The reason I’m bringing this topic up today is that I have had two situations this week that have filled me with fear and dread. Both of which I didn’t want to do but they had to be done. The stress that created in me was tangible. I could feel the change in breath, butterflies (or bats) flying in my stomach, disturbed sleep and on it goes. BUT what really struck me is that I have some kind of an inner strategy to cope, a resilience, tools to help me calm myself – take deep breaths, rationalise the circumstances.

However for children who have experienced early trauma the picture is very different. They have been in environments (and may still be) where there is that constant feeling of dread – what will happen? Will I be safe? Is there real danger? Will my needs be met? How will Mum/Dad be today? How long will the good feeling last? Living in a constant state of fear must have it’s effects on you physically. The cortisol hormone related to stress that is released in us as humans whenever we feel stress – for these children that must be overwhelming.

I know for me that once these few tricky meetings this week have finished I will be able to regulate to some kind of average base line of stress. My resting heart rate will be good and I will be able to manage my emotions again. However when your base line is a constant feeling of foreboding this is near impossible.

Now imagine that scenario in a school environment. A child who has high levels of cortisol running round their body already, to then have to deal with changes, uncertainty, unpredictable people and behaviours around you, expectations and demands on you that you can not fulfil. The impact must be completely draining for their little bodies.

So what can we do to help?

Well think about your own feelings of dread and how do you manage them?

1) Be aware that the fear is there – notice it and recognise what it does to your body and your emotions. Then in turn notice that in the children you work with.

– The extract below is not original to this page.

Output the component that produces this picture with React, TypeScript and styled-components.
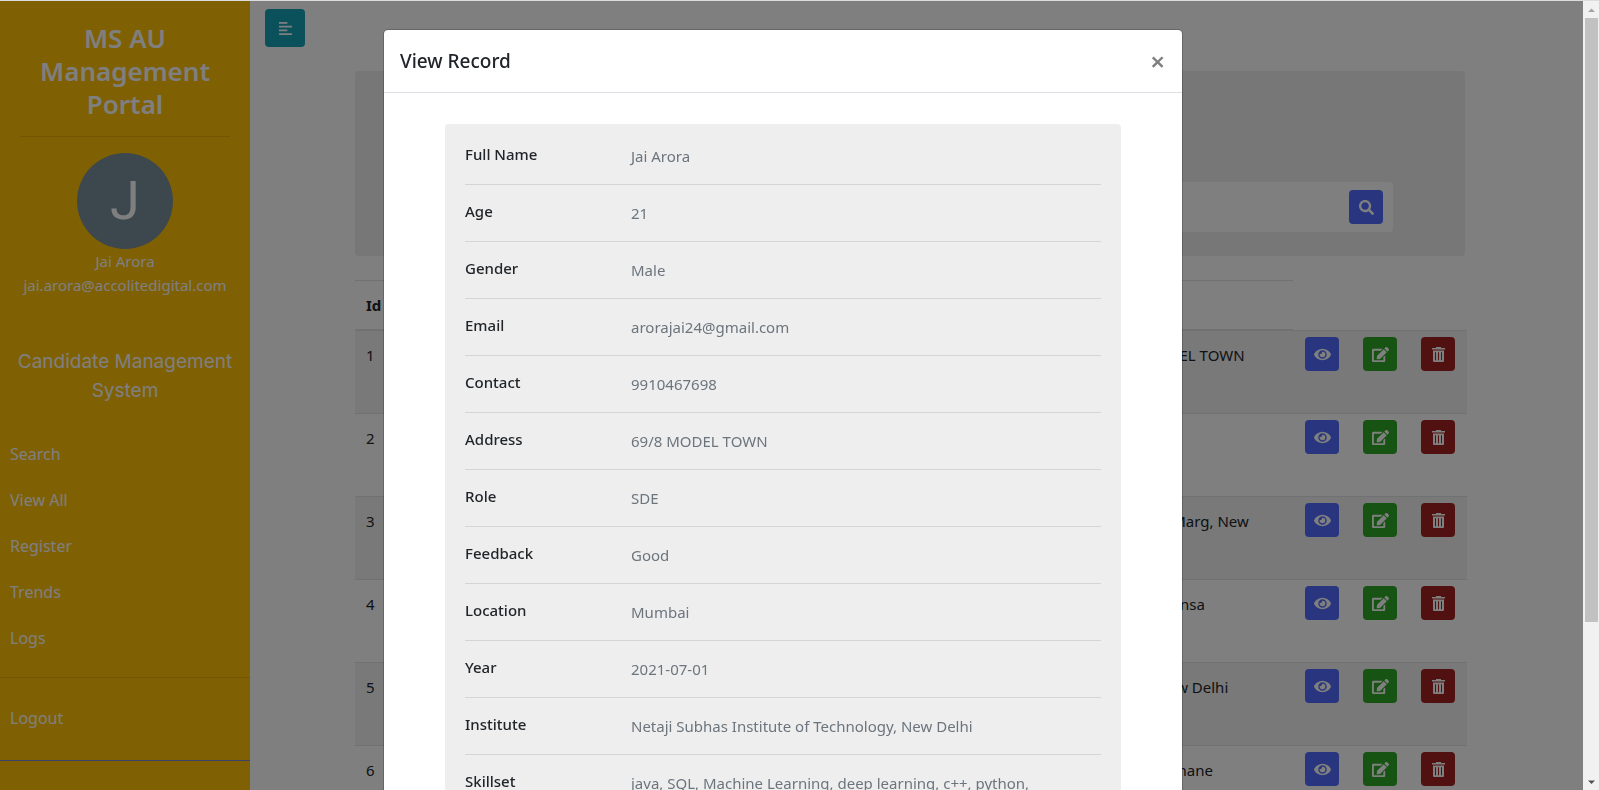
import React from "react";
import styled, { createGlobalStyle } from "styled-components";
import { FaAlignLeft, FaSearch, FaEye, FaEdit } from "react-icons/fa";

const GlobalStyle = createGlobalStyle`
  *, *::before, *::after { box-sizing: border-box; }
  body {
    margin: 0;
    overflow: hidden;
    background: #fff;
    color: #212529;
    font-family: "Noto Sans", "Open Sans", sans-serif;
    font-size: 15px;
    line-height: 24px;
  }
  button { font: inherit; cursor: pointer; }
`;

const Page = styled.div`
  display: flex;
  height: 100vh;
  overflow: hidden;
  border-top: 1px solid #dadce0;
`;

/* Sidebar */

const Sidebar = styled.nav`
  flex: none;
  width: 250px;
  background: #ffc107;
  color: #fff;
`;

const SidebarHeader = styled.header`
  padding: 21px 20px 0;
  text-align: center;
`;

const PortalTitle = styled.h3`
  margin: 0;
  padding-bottom: 15px;
  border-bottom: 1px solid rgba(0, 0, 0, 0.1);
  font-size: 26px;
  font-weight: 600;
  line-height: 33px;
`;

const Profile = styled.div`
  display: flex;
  flex-direction: column;
  align-items: center;
  padding-top: 16px;
`;

const Avatar = styled.div`
  display: flex;
  align-items: center;
  justify-content: center;
  width: 96px;
  height: 96px;
  border-radius: 50%;
  background: #78909c;
  font-family: Roboto, sans-serif;
  font-size: 54px;
  font-weight: 400;
`;

const ProfileLine = styled.span`
  white-space: nowrap;
`;

const SystemName = styled.p`
  margin: 50px 0 26px;
  font-family: Inter, sans-serif;
  font-size: 19px;
  line-height: 29px;
  text-align: center;
`;

const MenuList = styled.ul<{ $rule: string }>`
  margin: 0;
  padding: 0 0 16px;
  border-bottom: 1px solid ${(p) => p.$rule};
  list-style: none;

  & + & { padding-top: 17px; padding-bottom: 19px; }
`;

const MenuLink = styled.a`
  display: block;
  padding: 10px;
  color: #fff;
  font-size: 16px;
  line-height: 26px;
  text-decoration: none;
`;

/* Content */

const Main = styled.main`
  flex: 1;
  min-width: 0;
  padding: 8px 28px 0 15px;
`;

const ToggleButton = styled.button`
  display: flex;
  align-items: center;
  justify-content: center;
  width: 40px;
  height: 38px;
  border: 0;
  border-radius: 4px;
  background: #17a2b8;
  color: #fff;
`;

const Container = styled.div`
  max-width: 1110px;
  margin: 24px auto 0;
`;

const SearchPanel = styled.section`
  display: flex;
  align-items: flex-end;
  height: 185px;
  padding: 24px 72px;
  border-radius: 4px;
  background: #eee;
`;

const SearchBox = styled.form`
  display: flex;
  flex: 1;
  align-items: center;
  height: 50px;
  padding: 0 10px;
  border-radius: 4px;
  background: #fff;
`;

const SearchInput = styled.input`
  flex: 1;
  border: 0;
  outline: 0;
  background: transparent;
  font: inherit;
`;

const IconButton = styled.button<{ $color: string }>`
  display: flex;
  align-items: center;
  justify-content: center;
  width: 34px;
  height: 34px;
  padding: 0;
  border: 0;
  border-radius: 4px;
  background: ${(p) => p.$color};
  color: #fff;
`;

const Table = styled.table`
  width: calc(100% + 2px);
  margin-top: 24px;
  border-spacing: 0;
  table-layout: fixed;
`;

const Col = styled.col<{ $w?: number }>`
  ${(p) => (p.$w ? `width: ${p.$w}px;` : "")}
`;

const HeadCell = styled.th`
  height: 50px;
  padding: 12px 11px;
  border-top: 1px solid #dee2e6;
  border-bottom: 1px solid #dee2e6;
  font-weight: 700;
  text-align: left;
`;

const Row = styled.tr`
  height: 83px;
  &:nth-child(odd) { background: rgba(0, 0, 0, 0.05); }
`;

const Cell = styled.td`
  padding: 12px 11px;
  border-top: 1px solid #dee2e6;
  vertical-align: top;
`;

const ActionCell = styled(Cell)`
  padding: 6px 12px;
`;

/* Modal */

const Backdrop = styled.div`
  position: fixed;
  inset: 1px 16px 0 0;
  display: flex;
  justify-content: center;
  align-items: flex-start;
  padding: 28px 17px 0 0;
  overflow: hidden;
  background: rgba(0, 0, 0, 0.5);
`;

const Dialog = styled.section`
  flex: 0 1 800px;
  border: 1px solid rgba(0, 0, 0, 0.2);
  border-radius: 5px;
  background: #fff;
  background-clip: padding-box;
`;

const DialogHeader = styled.header`
  display: flex;
  align-items: center;
  justify-content: space-between;
  padding: 16px;
  border-bottom: 1px solid #dee2e6;
`;

const DialogTitle = styled.h5`
  margin: 0;
  font-size: 19px;
  font-weight: 500;
  line-height: 30px;
`;

const CloseButton = styled.button`
  padding: 0 1px;
  border: 0;
  background: transparent;
  color: #7f7f7f;
  font-size: 26px;
  font-weight: 600;
  line-height: 28px;
`;

const DialogBody = styled.div`
  padding: 31px 61px;
`;

const Record = styled.dl`
  margin: 0;
  padding: 4px 20px;
  border-radius: 4px;
  background: #eee;
`;

const Field = styled.div`
  display: flex;
  align-items: flex-start;
  min-height: 57px;
  border-bottom: 1px solid #d5d5d5;
`;

const FieldName = styled.dt`
  flex: none;
  width: 166px;
  padding-top: 14px;
  font-weight: 500;
`;

const FieldValue = styled.dd`
  flex: 1;
  margin: 0;
  padding: 16px 0;
  color: #6c757d;
`;

/* Page scrollbar */

const Scrollbar = styled.div`
  display: flex;
  flex: none;
  flex-direction: column;
  align-items: center;
  width: 16px;
  background: #f1f1f1;
`;

const ScrollArrow = styled.svg`
  flex: none;
  width: 16px;
  height: 17px;
`;

const ScrollTrack = styled.div`
  flex: 1;
  width: 13px;
`;

const ScrollThumb = styled.div`
  height: 80%;
  background: #c1c1c1;
`;

const TrashIcon = () => (
  <svg width="13" height="15" viewBox="0 0 13 15" fill="currentColor" aria-hidden="true">
    <path d="M4 0h5v1h4v1.500H0V1h4Z" />
    <path
      fillRule="evenodd"
      d="M1 3.500h11V14a1 1 0 0 1-1 1H2a1 1 0 0 1-1-1Z M3 5.300v7.900h1V5.300Z M6 5.300v7.900h1V5.300Z M9 5.300v7.900h1V5.300Z"
    />
  </svg>
);

const menu = ["Search", "View All", "Register", "Trends", "Logs"];

const candidates = [
  { id: 1, address: "69/8 MODEL TOWN" },
  { id: 2, address: "Mumbai" },
  { id: 3, address: "Mathura Marg, New Delhi" },
  { id: 4, address: "Barha, Mansa" },
  { id: 5, address: "Rohini New Delhi" },
  { id: 6, address: "Balkum, Thane" },
];

const record: [string, string][] = [
  ["Full Name", "Jai Arora"],
  ["Age", "21"],
  ["Gender", "Male"],
  ["Email", "arorajai24@gmail.com"],
  ["Contact", "9910467698"],
  ["Address", "69/8 MODEL TOWN"],
  ["Role", "SDE"],
  ["Feedback", "Good"],
  ["Location", "Mumbai"],
  ["Year", "2021-07-01"],
  ["Institute", "Netaji Subhas Institute of Technology, New Delhi"],
  ["Skillset", "java, SQL, Machine Learning, deep learning, c++, python,"],
];

export default function App() {
  return (
    <>
      <GlobalStyle />
      <Page>
        <Sidebar>
          <SidebarHeader>
            <PortalTitle>MS AU Management Portal</PortalTitle>
            <Profile>
              <Avatar>J</Avatar>
              <ProfileLine>Jai Arora</ProfileLine>
              <ProfileLine>jai.arora@accolitedigital.com</ProfileLine>
            </Profile>
          </SidebarHeader>
          <SystemName>Candidate Management System</SystemName>
          <MenuList $rule="rgba(0, 0, 0, 0.1)">
            {menu.map((item) => (
              <li key={item}><MenuLink href="#">{item}</MenuLink></li>
            ))}
          </MenuList>
          <MenuList $rule="#7386d5">
            <li><MenuLink href="#">Logout</MenuLink></li>
          </MenuList>
        </Sidebar>

        <Main>
          <ToggleButton aria-label="Toggle sidebar"><FaAlignLeft size={15} /></ToggleButton>
          <Container>
            <SearchPanel>
              <SearchBox>
                <SearchInput aria-label="Search candidates" />
                <IconButton type="button" $color="#536dfe" aria-label="Search"><FaSearch size={15} /></IconButton>
              </SearchBox>
            </SearchPanel>
            <Table>
              <colgroup>
                <Col $w={60} />
                <Col />
                <Col $w={196} />
                <Col $w={58} />
                <Col $w={58} />
                <Col $w={58} />
              </colgroup>
              <thead>
                <tr>
                  <HeadCell>Id</HeadCell>
                  <HeadCell />
                  <HeadCell />
                </tr>
              </thead>
              <tbody>
                {candidates.map((c) => (
                  <Row key={c.id}>
                    <Cell>{c.id}</Cell>
                    <Cell />
                    <Cell>{c.address}</Cell>
                    <ActionCell><IconButton $color="#536dfe" aria-label="View"><FaEye size={17} /></IconButton></ActionCell>
                    <ActionCell><IconButton $color="#2ea626" aria-label="Edit"><FaEdit size={17} /></IconButton></ActionCell>
                    <ActionCell><IconButton $color="#a52222" aria-label="Delete"><TrashIcon /></IconButton></ActionCell>
                  </Row>
                ))}
              </tbody>
            </Table>
          </Container>
        </Main>

        <Scrollbar aria-hidden="true">
          <ScrollArrow viewBox="0 0 16 17"><path d="M8.5 7.5 L12 11 H5 Z" fill="#a3a3a3" /></ScrollArrow>
          <ScrollTrack><ScrollThumb /></ScrollTrack>
          <ScrollArrow viewBox="0 0 16 17"><path d="M8.5 11 L12 7.5 H5 Z" fill="#505050" /></ScrollArrow>
        </Scrollbar>
      </Page>

      <Backdrop>
        <Dialog role="dialog" aria-modal="true" aria-labelledby="record-title">
          <DialogHeader>
            <DialogTitle id="record-title">View Record</DialogTitle>
            <CloseButton aria-label="Close">×</CloseButton>
          </DialogHeader>
          <DialogBody>
            <Record>
              {record.map(([name, value]) => (
                <Field key={name}>
                  <FieldName>{name}</FieldName>
                  <FieldValue>{value}</FieldValue>
                </Field>
              ))}
            </Record>
          </DialogBody>
        </Dialog>
      </Backdrop>
    </>
  );
}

2) Help these children to be aware of their bodies – you can find language that is child friendly and that they understand – like a volcano in their tummy, feeling pickled up or fizzy.

3) Use creative ways to help them understand what happens – for example get them to lie down on a large piece of paper, draw around them and then ask them to show what happens in their body when they feel fizzy – where is it? What does it look like? What colour is it? How big is it? Does it look like something i.e. butterflies – draw it on the paper.

4) Find ways to help them notice these feelings more regularly and give them tools to regulate themselves. For example breathing exercises, relaxing the body exercises, simple forms of meditation or jumping up on a trampoline.

5) The main thing that will help them is for you to be that regulation for them to begin with – as they start to know themselves better they will grow with the essential skills needed to be resilient in adulthood – but you will need to do it for them for now.

And remember your feelings are important too – how are you with regulating your fears?